The death toll from two days of heavy monsoon rains in upper parts of the country has risen to 15, officials said on Wednesday.
The heaviest rains seen in Lahore since 1980 continued into Wednesday, flooding streets and causing some residents to join small demonstrations against local authorities.
Rescue officials and police confirmed the death toll, saying most deaths were caused by electrocution and homes caving in.
The city’s submerged streets and widespread power breakdowns exposed the lack of preparedness of civic departments to deal with the monsoon downpour.
A portion of The Mall, near the recently dug underground station of the Orange Line Metro Train, caved in on Tuesday because of heavy rainfall, forming two large craters on a newly-constructed stretch of Mall Road, near the General Post Office intersection.
Rainwater kept draining into the yawning gaps that opened up, threatening the foundations of the multi-billion-rupee underground rail station and the adjacent historic buildings.
The Flood Forecasting Division in Lahore said the rain spell was likely to subside today (after 24 hours) in upper parts of the country and after 48 hours in south Punjab.

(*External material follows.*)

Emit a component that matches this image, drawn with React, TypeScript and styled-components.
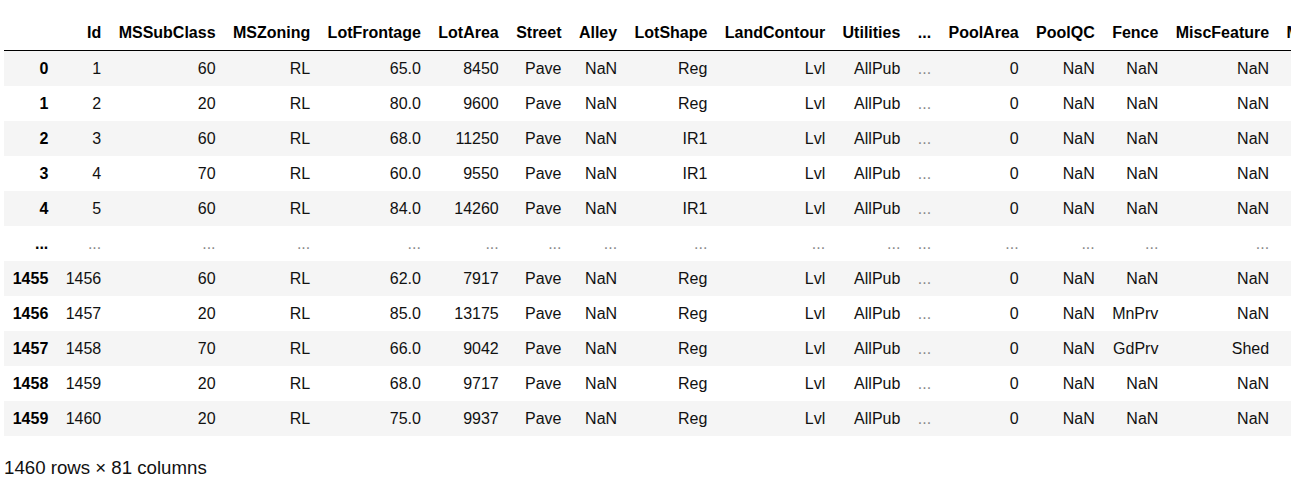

Scattered winds and thunderstorms, with isolated heavy rainfall, are expected over upper catchments of all major rivers along Rawalpindi, Faisalabad, Gujranwala, Lahore, Sargodha, Sahiwal, Multan and Dera Ghazi Khan divisions over the next 24 hours.
Pakistan has long struggled to cope with the annual monsoon rains, which trigger flash floods and mudslides that destroy homes.